TINTIN SUPER STAR DE LA RADIO

Ces deux albums ont également un autre point commun, c’est d’avoir été mis en onde sur la fréquence très huppée de France Culture. Et d’y avoir rencontré, mais avec Tintin et Hergé, est-ce vraiment une surprise, une étonnante audience. L’expo cartonne, les livres et les magazines de toute sorte s’arrachent et même la radio fait un tabac… Après ces deux titres, suivront, toujours sur FranceQ (petit nom amical de cette radio) la suite péruvienne («Les 7 Boules de cristal», «Le Temple du Soleil») et «L’Affaire Tournesol».

DES GRANDES VOIX POUR ANIMER TINTIN

Pourtant, Tintin, en superstar radiophonique en France, ce n’est pas une véritable première. La première fois, c’était entre 1959 et 1963. En écoutant sur leurs postes (le transistor où démarrait à pleins tubes la révolution yéyé), la très sérieuse et très officielle Radiodiffusion Télévision française (qui n’était même pas encore l’ORTF), les auditeurs reconnaissaient les voix de (futures) vedettes du grand écran (vu que le petit balbutiait à peine) : Jacques Dufilho (il «était» Tournesol), le Tourangeau Jean Carmet (l’un des Dupond/t) et Henri Virlojeux, entre autres. Ces acteurs racontaient au micro, en dix-neuf épisodes, les aventures du petit reporter et de son chien blanc : c’étaient «Les Sept boules de cristal», qui débutaient le 12 octobre 1959 suivies le 25 novembre par «Le temple du soleil».

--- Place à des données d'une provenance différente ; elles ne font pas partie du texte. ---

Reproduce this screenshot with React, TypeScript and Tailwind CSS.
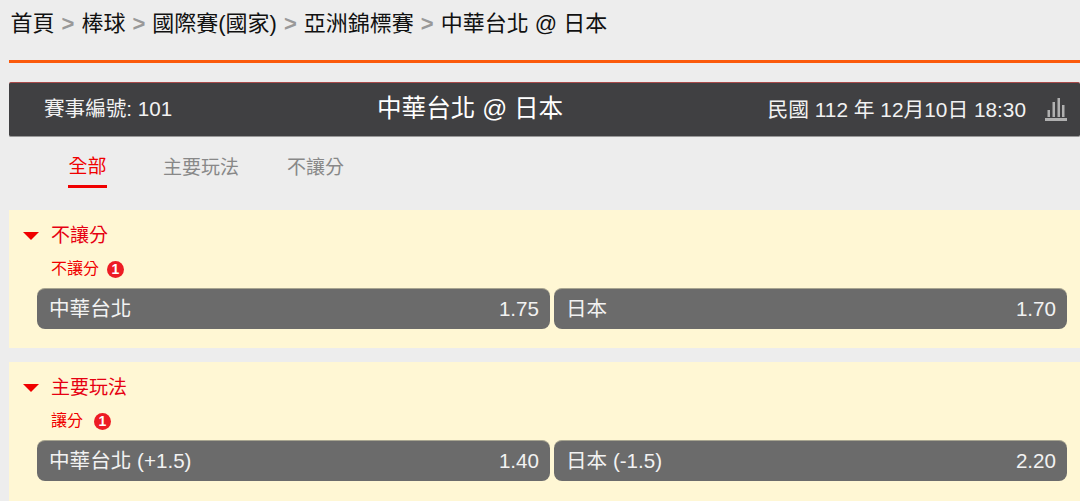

On ne sait pas qui faisait Milou mais Tintin lui, était interprété par un acteur aujourd’hui un peu oublié, Maurice Sarfati, à la filmographie pourtant impressionnante, qui fut (entre autres) la doublure vocale des grands films de Robert de Niro ou de Al Pacino dans Le Parrain. Au même moment d’ailleurs, Radio Canada tentait une aventure similaire dont il ne resterait aucune trace audible, mais en 2010, cette trace a néanmoins été réactivée. La preuve, merci à Planète Tintin de l’avoir communiquée à Comixtrip : https://www.facebook.com/groups/1621519581479285/?fref=ts

Ces voix, d’ailleurs, pour les amateurs, n’étaient pas des inconnues. C’étaient déjà les mêmes que l’on écoutait religieusement en cercle autour du tourne-disque familial dès 1951, sortant des 33 tours vinyle de chez Pathé-Marconi (là aussi les Cigares et le Lotus Bleu), réédités dix ans plus tard. Maurice Sarfati y est déjà Tintin, mais c’est Roger Carel qui joue l’un des Dupont/d.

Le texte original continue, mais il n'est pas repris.